** Task instructions **
An exact copy of all the data is required, with pictures left out.
## BEGIN Supplied data
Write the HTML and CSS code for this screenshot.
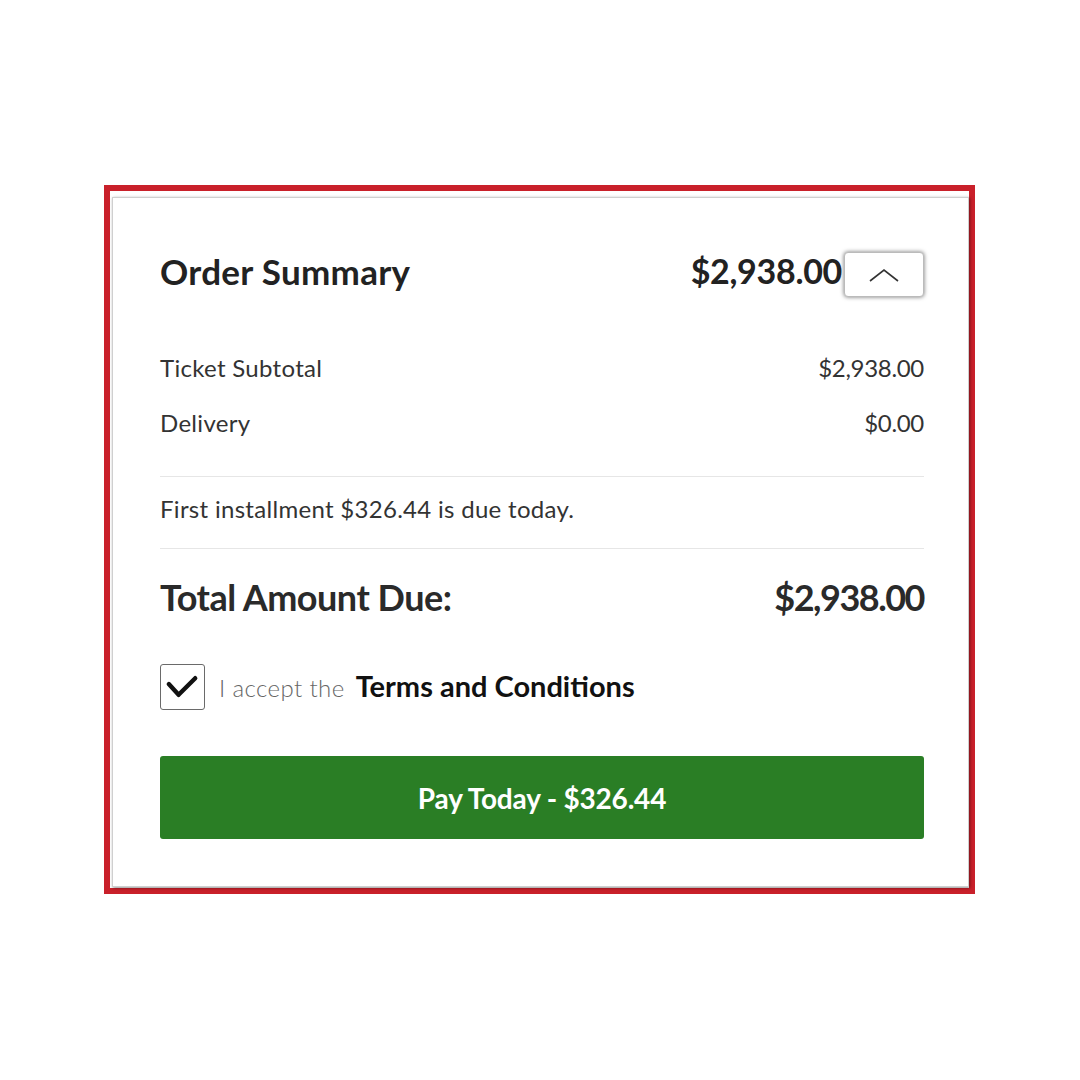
FILE: index.html
```html
<!DOCTYPE html>
<html lang="en">
<head>
<meta charset="utf-8">
<title>Order Summary</title>
<link rel="stylesheet" href="styles.css">
</head>
<body>
<div class="frame">
  <section class="card">
    <header class="head">
      <h2 class="title">Order Summary</h2>
      <div class="head-right">
        <span class="head-amount">$2,938.00</span>
        <button class="toggle" aria-label="Collapse">
          <svg width="32" height="16" viewBox="0 0 32 16"><polyline points="2,14 16,3 30,14" fill="none" stroke="#333" stroke-width="1.6"/></svg>
        </button>
      </div>
    </header>
    <div class="lines">
      <div class="row"><span>Ticket Subtotal</span><span class="num">$2,938.00</span></div>
      <div class="row"><span>Delivery</span><span class="num">$0.00</span></div>
    </div>
    <p class="note">First installment $326.44 is due today.</p>
    <div class="total"><span class="total-label">Total Amount Due:</span><span class="total-amount">$2,938.00</span></div>
    <label class="accept">
      <span class="box">
        <svg width="44" height="44" viewBox="0 0 44 44"><polyline points="8,19 18,30 35,13" fill="none" stroke="#111" stroke-width="4.5" stroke-linecap="round" stroke-linejoin="round"/></svg>
      </span>
      <span class="accept-text">I accept the</span>
      <span class="terms">Terms and Conditions</span>
    </label>
    <button class="pay">Pay Today - $326.44</button>
  </section>
</div>
</body>
</html>
```

FILE: styles.css
```css
html, body {
  margin: 0;
  padding: 0;
  background: #ffffff;
}
body {
  padding: 185px 0 0 104px;
  font-family: Lato, "Liberation Sans", sans-serif;
  color: #2a2a2a;
}
.frame {
  width: 857px;
  height: 691px;
  border: 6px solid #c9202a;
  padding: 6px 0 0 2px;
  box-sizing: content-box;
}
.card {
  width: 857px;
  height: 690px;
  border: 1px solid #cfcfcf;
  box-shadow: 1px 1px 3px rgba(0,0,0,0.45);
  padding: 54px 44px 0 47px;
  box-sizing: border-box;
  display: flex;
  flex-direction: column;
  background: #fff;
}
.head {
  display: flex;
  justify-content: space-between;
  align-items: center;
  height: 45px;
}
.title {
  margin: 0 0 8px;
  font-size: 35px;
  font-weight: 700;
  color: #222;
  letter-spacing: 0.3px;
}
.head-right {
  display: flex;
  align-items: center;
}
.head-amount {
  margin-bottom: 8px;
  font-size: 34px;
  font-weight: 700;
  color: #222;
  letter-spacing: -0.3px;
}
.toggle {
  width: 80px;
  height: 45px;
  margin: 0 0 0 2px;
  padding: 0;
  background: #fff;
  border: 1px solid #bbb;
  border-radius: 4px;
  box-shadow: 0 0 4px rgba(0,0,0,0.55);
  display: flex;
  align-items: center;
  justify-content: center;
}
.lines {
  margin-top: 56px;
  display: flex;
  flex-direction: column;
  gap: 25px;
  padding-bottom: 38px;
  border-bottom: 1px solid #e6e6e6;
}
.row {
  display: flex;
  justify-content: space-between;
  font-size: 24px;
  line-height: 30px;
  color: #333;
  letter-spacing: 0.3px;
}
.num {
  letter-spacing: -0.3px;
}
.note {
  margin: 0;
  padding: 17px 0 24px;
  font-size: 24px;
  line-height: 30px;
  color: #333;
  letter-spacing: 0.3px;
  border-bottom: 1px solid #e6e6e6;
}
.total {
  margin-top: 26px;
  display: flex;
  justify-content: space-between;
  font-size: 36px;
  line-height: 44px;
  font-weight: 700;
  color: #2a2a2a;
}
.total-label {
  letter-spacing: -0.5px;
}
.total-amount {
  letter-spacing: -1.5px;
}
.accept {
  margin-top: 45px;
  display: flex;
  align-items: center;
  height: 46px;
}
.box {
  width: 43px;
  height: 44px;
  border: 1.5px solid #6a6a6a;
  border-radius: 3px;
  display: flex;
  align-items: center;
  justify-content: center;
  box-sizing: content-box;
  flex: none;
}
.accept-text {
  margin-left: 14px;
  font-size: 24px;
  font-weight: 300;
  color: #666;
  letter-spacing: 0.4px;
}
.terms {
  margin-left: 11px;
  margin-bottom: 3px;
  font-size: 29px;
  font-weight: 700;
  color: #111;
}
.pay {
  margin-top: 46px;
  height: 83px;
  width: 100%;
  border: none;
  border-radius: 3px;
  background: #2a7e25;
  color: #fff;
  font-family: Lato, "Liberation Sans", sans-serif;
  font-size: 28px;
  font-weight: 700;
  letter-spacing: -0.2px;
}
```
## END Supplied data
** Output for this task **
Write the HTML and CSS code for this screenshot.
FILE: index.html
```html
<!DOCTYPE html>
<html lang="en">
<head>
<meta charset="utf-8">
<title>Order Summary</title>
<link rel="stylesheet" href="styles.css">
</head>
<body>
<div class="frame">
  <section class="card">
    <header class="head">
      <h2 class="title">Order Summary</h2>
      <div class="head-right">
        <span class="head-amount">$2,938.00</span>
        <button class="toggle" aria-label="Collapse">
          <svg width="32" height="16" viewBox="0 0 32 16"><polyline points="2,14 16,3 30,14" fill="none" stroke="#333" stroke-width="1.6"/></svg>
        </button>
      </div>
    </header>
    <div class="lines">
      <div class="row"><span>Ticket Subtotal</span><span class="num">$2,938.00</span></div>
      <div class="row"><span>Delivery</span><span class="num">$0.00</span></div>
    </div>
    <p class="note">First installment $326.44 is due today.</p>
    <div class="total"><span class="total-label">Total Amount Due:</span><span class="total-amount">$2,938.00</span></div>
    <label class="accept">
      <span class="box">
        <svg width="44" height="44" viewBox="0 0 44 44"><polyline points="8,19 18,30 35,13" fill="none" stroke="#111" stroke-width="4.5" stroke-linecap="round" stroke-linejoin="round"/></svg>
      </span>
      <span class="accept-text">I accept the</span>
      <span class="terms">Terms and Conditions</span>
    </label>
    <button class="pay">Pay Today - $326.44</button>
  </section>
</div>
</body>
</html>
```

FILE: styles.css
```css
html, body {
  margin: 0;
  padding: 0;
  background: #ffffff;
}
body {
  padding: 185px 0 0 104px;
  font-family: Lato, "Liberation Sans", sans-serif;
  color: #2a2a2a;
}
.frame {
  width: 857px;
  height: 691px;
  border: 6px solid #c9202a;
  padding: 6px 0 0 2px;
  box-sizing: content-box;
}
.card {
  width: 857px;
  height: 690px;
  border: 1px solid #cfcfcf;
  box-shadow: 1px 1px 3px rgba(0,0,0,0.45);
  padding: 54px 44px 0 47px;
  box-sizing: border-box;
  display: flex;
  flex-direction: column;
  background: #fff;
}
.head {
  display: flex;
  justify-content: space-between;
  align-items: center;
  height: 45px;
}
.title {
  margin: 0 0 8px;
  font-size: 35px;
  font-weight: 700;
  color: #222;
  letter-spacing: 0.3px;
}
.head-right {
  display: flex;
  align-items: center;
}
.head-amount {
  margin-bottom: 8px;
  font-size: 34px;
  font-weight: 700;
  color: #222;
  letter-spacing: -0.3px;
}
.toggle {
  width: 80px;
  height: 45px;
  margin: 0 0 0 2px;
  padding: 0;
  background: #fff;
  border: 1px solid #bbb;
  border-radius: 4px;
  box-shadow: 0 0 4px rgba(0,0,0,0.55);
  display: flex;
  align-items: center;
  justify-content: center;
}
.lines {
  margin-top: 56px;
  display: flex;
  flex-direction: column;
  gap: 25px;
  padding-bottom: 38px;
  border-bottom: 1px solid #e6e6e6;
}
.row {
  display: flex;
  justify-content: space-between;
  font-size: 24px;
  line-height: 30px;
  color: #333;
  letter-spacing: 0.3px;
}
.num {
  letter-spacing: -0.3px;
}
.note {
  margin: 0;
  padding: 17px 0 24px;
  font-size: 24px;
  line-height: 30px;
  color: #333;
  letter-spacing: 0.3px;
  border-bottom: 1px solid #e6e6e6;
}
.total {
  margin-top: 26px;
  display: flex;
  justify-content: space-between;
  font-size: 36px;
  line-height: 44px;
  font-weight: 700;
  color: #2a2a2a;
}
.total-label {
  letter-spacing: -0.5px;
}
.total-amount {
  letter-spacing: -1.5px;
}
.accept {
  margin-top: 45px;
  display: flex;
  align-items: center;
  height: 46px;
}
.box {
  width: 43px;
  height: 44px;
  border: 1.5px solid #6a6a6a;
  border-radius: 3px;
  display: flex;
  align-items: center;
  justify-content: center;
  box-sizing: content-box;
  flex: none;
}
.accept-text {
  margin-left: 14px;
  font-size: 24px;
  font-weight: 300;
  color: #666;
  letter-spacing: 0.4px;
}
.terms {
  margin-left: 11px;
  margin-bottom: 3px;
  font-size: 29px;
  font-weight: 700;
  color: #111;
}
.pay {
  margin-top: 46px;
  height: 83px;
  width: 100%;
  border: none;
  border-radius: 3px;
  background: #2a7e25;
  color: #fff;
  font-family: Lato, "Liberation Sans", sans-serif;
  font-size: 28px;
  font-weight: 700;
  letter-spacing: -0.2px;
}
```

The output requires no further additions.